Wheel of misfortune: Only 631 of the 3,049 khadi workers in Murshidabad are registered with the state board. Indranil Bhoumik / Mint
It is almost a throwback to the 1920s, when khadi was launched as a movement for economic freedom, but was stricken by high production costs compared with fabric imported from the mechanized mills of Manchester.
Some 20,000 families in the Chowk area of Islampur, where Saha runs a roaring business, are dependent on silk and cotton weaving. There are some 70 government-recognized khadi societies in the neighbourhood, but at least 60 are defunct, say locals. For want of an alternative, weavers are forced to work for traders such as Saha. They earn a pittance compared with the wages stipulated by the Khadi and Village Industries Commission (KVIC), which range from Rs300 to Rs3,000 per 11m roll, depending on the fabric.
Under KVIC norms, societies must offer khadi workers an annual bonus and other benefits such as insurance and an equivalent of provident fund. But official records of the West Bengal government show that only 631 out of 3,049 khadi workers in Murshidabad district, who are registered with the West Bengal Khadi and Village Industries Board (WBKVIB), have cover under the Janashree Bima Yojana, an insurance scheme that entitles them to compensation on death and permanent disability. The khadi societies are required to pay a quarter of the insurance premium—Rs50 a year. The rest is paid by the government and the weavers.
The khadi societies are also required to contribute 12% of the total wage to an Artisan Welfare Trust, the equivalent of provident fund for khadi workers, but contributions have been made for only 897 workers registered with WBKVIB in Murshidabad.
In West Bengal, there are some 115 societies recognized by Mumbai-headquartered KVIC, and 175 societies recognized by WBKVIB. These 290 societies are entitled to the same benefits from the government though regulated by different bodies. It is estimated that there are 65,000 khadi workers in the state. Official records show khadi societies contribute to the Artisan Welfare Trust for only 34% of the workers. Even fewer people, around 31%, are covered under the Janashree Bima Yojana.
Depending on the affiliation, the khadi societies are audited by the Central or state regulator—KVIC or WBKVIB—and based on the employment and production potentials of each, the government decides the quantum of subsidy to be offered on working capital. Thanks to government aid, these khadi societies borrow from banks at 4-6%.
“But they (the regulators) don’t even visit the units. They simply go to the (front) offices, where the secretaries furnish false documents bearing thumb impressions,” alleges Uttam Gonai, a local weaver.

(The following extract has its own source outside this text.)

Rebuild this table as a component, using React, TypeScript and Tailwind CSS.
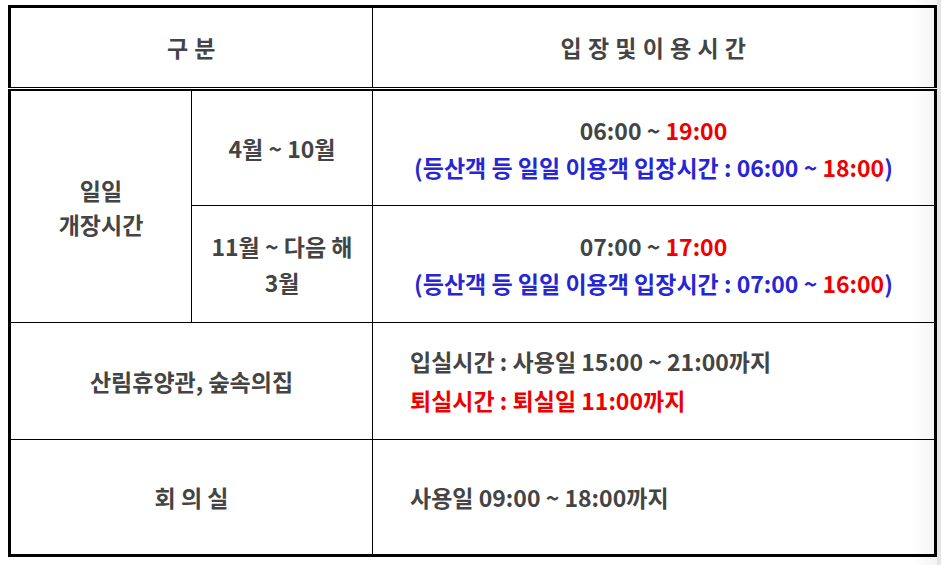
import React from "react";

const font = { fontFamily: '"Noto Sans CJK KR", "Noto Sans", sans-serif' };

export default function App() {
  return (
    <div
      className="relative w-[941px] h-[565px] bg-white pt-[5px] pl-[8px] text-[#444] font-bold text-[23px] overflow-hidden"
      style={font}
    >
      {/* header */}
      <div className="flex w-[929px] h-[83px] border-[3px] border-b border-black tracking-[0.5px]">
        <div className="w-[362px] border-r border-black flex items-center justify-center">
          구 분
        </div>
        <div className="flex-1 flex items-center justify-center">입 장 및 이 용 시 간</div>
      </div>
      {/* body */}
      <div className="mt-px w-[929px] h-[468px] border-[3px] border-t-2 border-black grid grid-cols-[181px_181px_1fr] grid-rows-[115px_117px_117px_114px]">
        <div className="row-span-2 border-r border-b border-black flex flex-col items-center justify-center leading-[34px]">
          <span>일일</span>
          <span>개장시간</span>
        </div>
        <div className="border-r border-b border-black flex items-center justify-center">4월 ~ 10월</div>
        <div className="border-b border-black flex flex-col items-center justify-center leading-[37px] pt-[2px]">
          <span>
            06:00 ~ <span className="text-[#ee0000]">19:00</span>
          </span>
          <span className="text-[#2626d4]">
            (등산객 등 일일 이용객 입장시간 : 06:00 ~ <span className="text-[#ee0000]">18:00</span>)
          </span>
        </div>
        <div className="border-r border-b border-black flex flex-col items-center justify-center leading-[36px]">
          <span>11월 ~ 다음 해</span>
          <span>3월</span>
        </div>
        <div className="border-b border-black flex flex-col items-center justify-center leading-[37px] pt-[2px]">
          <span>
            07:00 ~ <span className="text-[#ee0000]">17:00</span>
          </span>
          <span className="text-[#2626d4]">
            (등산객 등 일일 이용객 입장시간 : 07:00 ~ <span className="text-[#ee0000]">16:00</span>)
          </span>
        </div>
        <div className="col-span-2 border-r border-b border-black flex items-center justify-center">
          산림휴양관, 숲속의집
        </div>
        <div className="border-b border-black flex flex-col justify-center pl-[37px] leading-[39px]">
          <span>입실시간 : 사용일 15:00 ~ 21:00까지</span>
          <span className="text-[#ee0000]">퇴실시간 : 퇴실일 11:00까지</span>
        </div>
        <div className="col-span-2 border-r border-black flex items-center justify-center">회 의 실</div>
        <div className="flex items-center pl-[37px]">사용일 09:00 ~ 18:00까지</div>
      </div>
      <div className="pointer-events-none absolute top-0 right-0 h-full w-[30px] bg-gradient-to-r from-transparent to-[rgba(0,0,0,0.05)]" />
      <div className="pointer-events-none absolute top-0 right-0 h-full w-[4px] bg-[#e6e6e6]" />
    </div>
  );
}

J.S. Mishra, chief executive officer of KVIC, admitted that the commission has been hearing such complaints from Murshidabad every now and then. “We have taken action against many errant societies...even taken steps to recover financial incentives given to them. They must be foolish to think they can get away with this,” he said, adding that KVIC has plans to invest at least Rs2,000 crore over the next three years to improve infrastructure. Revenue from sale of khadi, estimated to be around Rs600 crore a year at present, is expected to grow. “Our plan is to double the turnover of khadi by the end of 2009-10,” said Mishra.
Khadi societies are also known to forge documents to shore up sales because the government offers cash subsidy amounting to 10% of total sales of each unit. Locals claims these societies furnish false sales receipts to claim the subsidy from the government, and Prabir Banerjee, CEO of WBKVIB, doesn’t refute this.
“Such malpractices can’t be ruled out,” said Banerjee, explaining why the government can’t punish errant khadi societies. “Some of our officials are part of this scandal, but we have initiated steps to start central processing of (subsidy) claims and settlement in our Kolkata head office.”
But until sweeping reforms are introduced, the weavers of Murshidabad will continue to draw wages and bonuses from khadi societies against fingerprints—sometimes even imprints of their big toes.